Now the duty resulting from this has a primary tendency to and agreement with and conservation of our nature; and if we follow it as a guide we never shall err, but shall attain moral turpitude, through which the conscience is awed, and may be said to blush. Plato, and from him Plutarch, makes justice and this verecundia to be inseparable companions. "God (says the former), being afraid lest the human race should entirely perish upon earth, gave to mankind justice and moral susceptibility, those ornaments of states and the bonds of society."

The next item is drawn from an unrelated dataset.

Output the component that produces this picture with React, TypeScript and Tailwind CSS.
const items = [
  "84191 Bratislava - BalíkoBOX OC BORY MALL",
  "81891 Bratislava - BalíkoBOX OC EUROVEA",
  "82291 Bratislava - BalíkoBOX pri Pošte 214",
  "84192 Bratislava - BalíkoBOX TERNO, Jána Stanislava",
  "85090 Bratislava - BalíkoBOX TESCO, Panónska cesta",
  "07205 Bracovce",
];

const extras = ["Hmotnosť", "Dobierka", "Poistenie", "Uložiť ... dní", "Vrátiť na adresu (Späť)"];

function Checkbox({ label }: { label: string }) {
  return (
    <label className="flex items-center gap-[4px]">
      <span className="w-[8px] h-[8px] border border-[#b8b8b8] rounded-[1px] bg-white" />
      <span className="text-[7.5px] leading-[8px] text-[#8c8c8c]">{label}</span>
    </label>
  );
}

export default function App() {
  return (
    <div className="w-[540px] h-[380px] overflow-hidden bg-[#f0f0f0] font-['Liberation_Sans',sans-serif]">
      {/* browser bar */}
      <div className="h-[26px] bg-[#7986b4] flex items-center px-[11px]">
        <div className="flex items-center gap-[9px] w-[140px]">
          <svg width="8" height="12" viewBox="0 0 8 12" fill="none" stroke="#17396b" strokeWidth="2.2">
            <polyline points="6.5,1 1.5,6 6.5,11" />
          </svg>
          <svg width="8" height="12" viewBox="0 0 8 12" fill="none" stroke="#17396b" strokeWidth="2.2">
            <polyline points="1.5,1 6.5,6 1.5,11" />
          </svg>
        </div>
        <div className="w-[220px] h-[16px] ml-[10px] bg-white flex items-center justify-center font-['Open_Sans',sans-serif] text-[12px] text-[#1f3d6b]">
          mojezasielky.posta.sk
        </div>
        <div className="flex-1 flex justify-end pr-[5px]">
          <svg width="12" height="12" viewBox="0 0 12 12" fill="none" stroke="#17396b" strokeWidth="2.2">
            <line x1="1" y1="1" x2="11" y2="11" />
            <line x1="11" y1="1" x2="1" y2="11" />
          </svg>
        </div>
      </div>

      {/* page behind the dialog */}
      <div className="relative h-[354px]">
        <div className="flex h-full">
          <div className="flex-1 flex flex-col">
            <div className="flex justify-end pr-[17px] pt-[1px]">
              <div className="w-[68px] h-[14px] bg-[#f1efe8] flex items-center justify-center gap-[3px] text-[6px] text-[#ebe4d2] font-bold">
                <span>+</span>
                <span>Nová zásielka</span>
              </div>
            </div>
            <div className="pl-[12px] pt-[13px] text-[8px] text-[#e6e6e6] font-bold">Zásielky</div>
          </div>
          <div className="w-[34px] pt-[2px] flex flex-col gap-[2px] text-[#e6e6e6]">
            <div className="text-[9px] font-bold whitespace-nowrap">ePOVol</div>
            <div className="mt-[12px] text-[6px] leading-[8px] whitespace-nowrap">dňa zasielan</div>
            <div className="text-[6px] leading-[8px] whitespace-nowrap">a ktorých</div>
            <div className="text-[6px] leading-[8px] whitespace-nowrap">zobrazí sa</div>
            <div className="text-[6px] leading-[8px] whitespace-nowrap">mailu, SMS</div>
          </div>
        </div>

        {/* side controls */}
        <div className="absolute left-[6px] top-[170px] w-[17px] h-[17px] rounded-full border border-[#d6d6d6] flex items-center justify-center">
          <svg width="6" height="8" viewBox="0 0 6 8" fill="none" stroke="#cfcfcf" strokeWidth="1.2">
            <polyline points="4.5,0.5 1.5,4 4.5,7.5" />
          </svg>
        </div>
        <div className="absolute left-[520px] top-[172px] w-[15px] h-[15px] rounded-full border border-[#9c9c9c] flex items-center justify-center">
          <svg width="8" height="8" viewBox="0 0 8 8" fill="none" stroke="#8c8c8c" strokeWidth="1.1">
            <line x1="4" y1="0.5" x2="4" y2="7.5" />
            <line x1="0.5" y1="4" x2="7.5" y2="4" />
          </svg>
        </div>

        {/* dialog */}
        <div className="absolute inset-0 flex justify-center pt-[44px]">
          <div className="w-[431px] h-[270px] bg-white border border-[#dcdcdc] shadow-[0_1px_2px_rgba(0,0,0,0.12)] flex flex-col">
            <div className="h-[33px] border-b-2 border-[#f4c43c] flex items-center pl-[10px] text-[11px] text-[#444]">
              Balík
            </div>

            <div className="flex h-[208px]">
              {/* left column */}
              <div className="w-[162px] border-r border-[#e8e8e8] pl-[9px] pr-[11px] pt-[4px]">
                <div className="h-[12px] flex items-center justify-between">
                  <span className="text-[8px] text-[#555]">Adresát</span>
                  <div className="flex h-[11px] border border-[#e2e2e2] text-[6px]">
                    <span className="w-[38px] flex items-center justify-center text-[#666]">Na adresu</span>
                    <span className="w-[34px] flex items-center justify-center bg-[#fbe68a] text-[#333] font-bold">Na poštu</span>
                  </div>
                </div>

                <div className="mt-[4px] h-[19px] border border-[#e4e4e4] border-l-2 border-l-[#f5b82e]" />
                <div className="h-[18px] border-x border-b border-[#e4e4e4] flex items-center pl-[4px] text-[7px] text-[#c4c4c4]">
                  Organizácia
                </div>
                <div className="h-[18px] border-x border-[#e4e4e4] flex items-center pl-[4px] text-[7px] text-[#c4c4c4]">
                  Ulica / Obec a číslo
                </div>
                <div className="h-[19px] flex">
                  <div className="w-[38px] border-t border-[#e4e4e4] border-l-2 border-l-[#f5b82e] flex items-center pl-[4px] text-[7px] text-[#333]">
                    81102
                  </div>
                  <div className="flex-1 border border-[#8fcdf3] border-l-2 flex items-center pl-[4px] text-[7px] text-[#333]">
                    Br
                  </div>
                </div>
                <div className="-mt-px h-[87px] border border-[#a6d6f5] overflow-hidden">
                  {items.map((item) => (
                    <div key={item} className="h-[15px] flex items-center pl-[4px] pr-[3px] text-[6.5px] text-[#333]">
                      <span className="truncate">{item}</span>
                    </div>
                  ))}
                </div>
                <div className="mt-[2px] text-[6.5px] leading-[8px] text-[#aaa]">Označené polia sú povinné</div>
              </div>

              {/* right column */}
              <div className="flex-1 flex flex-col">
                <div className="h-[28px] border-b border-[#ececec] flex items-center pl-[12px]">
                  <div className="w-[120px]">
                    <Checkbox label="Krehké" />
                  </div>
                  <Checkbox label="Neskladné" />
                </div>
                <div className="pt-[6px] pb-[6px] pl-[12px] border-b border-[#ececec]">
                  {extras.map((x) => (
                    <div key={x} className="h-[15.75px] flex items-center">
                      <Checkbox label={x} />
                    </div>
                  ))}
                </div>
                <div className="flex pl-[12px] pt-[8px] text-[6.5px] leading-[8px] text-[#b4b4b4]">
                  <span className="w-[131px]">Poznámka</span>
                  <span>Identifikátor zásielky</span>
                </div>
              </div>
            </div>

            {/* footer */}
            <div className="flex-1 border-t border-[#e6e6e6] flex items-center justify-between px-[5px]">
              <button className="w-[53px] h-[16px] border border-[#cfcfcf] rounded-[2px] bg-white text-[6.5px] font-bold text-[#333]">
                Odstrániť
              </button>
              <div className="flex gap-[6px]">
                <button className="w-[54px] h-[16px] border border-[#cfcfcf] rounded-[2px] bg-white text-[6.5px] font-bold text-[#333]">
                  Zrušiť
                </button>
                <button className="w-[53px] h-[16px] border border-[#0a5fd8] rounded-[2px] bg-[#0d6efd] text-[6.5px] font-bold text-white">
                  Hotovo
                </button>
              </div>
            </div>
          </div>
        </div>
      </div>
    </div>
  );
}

It is on the possession of this moral susceptibility, anterior to and independent of human laws, that Bishop Butler founds his ethical system. Thus he says of man, that "from his make, constitution, or nature, he is, in the strictest and most proper sense, a law to himself;" that "he hath the rule of right within," and that "what is wanting is only that ho honestly attend to it;" and, in enforcing the authority of this natural monitor, "your obligation to obey this law is its being the law of your nature. That your conscience approves of and attests to such a course of action is itself alone an obligation. Conscience does not only offer itself to show us the way we should walk in, but it likewise carries its own authority with it, that it is our natural guide-the guide assigned us by the Author of our nature. It, therefore, belongs to our condition of being; it is our duty to walk in that path, and to follow this guide, without looking about to see whether we may not possibly forsake them with impunity." It is with a like reference that Lord Bacon says:"The light of nature not only shines upon the human mind through the medium of a rational faculty, but by an internal instinct, according to the law of conscience, which is a sparkle of the purity of man's first estate." But a parallel passage from the pen of Cicero himself, affords a still fuller and loftier enunciation of this principle:-"There is, indeed, one true and original law, conformable to reason and to nature, diffused over all, invariable, eternal, which calls to the fulfillment of duty and to abstinence from injustice, and which calls with that irresistible voice which is felt in all its authority wherever it is heard. This law can not be abolished or curtailed, nor affected in its sanctions by any law of man. A whole senate, a whole people, can not dispense from its paramount obligation. It requires no commentator to render it distinctly intelligible, nor is it different at Rome, and at Athens, at the present, and in ages to come; but in all times and in all nations, it is, and has been, and will be, one and everlasting-one as that God, its great Author and promulgator, who is the common sovereign of all mankind, is himself one. No man can disobey it without flying, as it were, from his own bosom and repudiating his nature, and in this very act will inflict on himself the severest of retributions, even though he escape what is commonly regarded as punishment."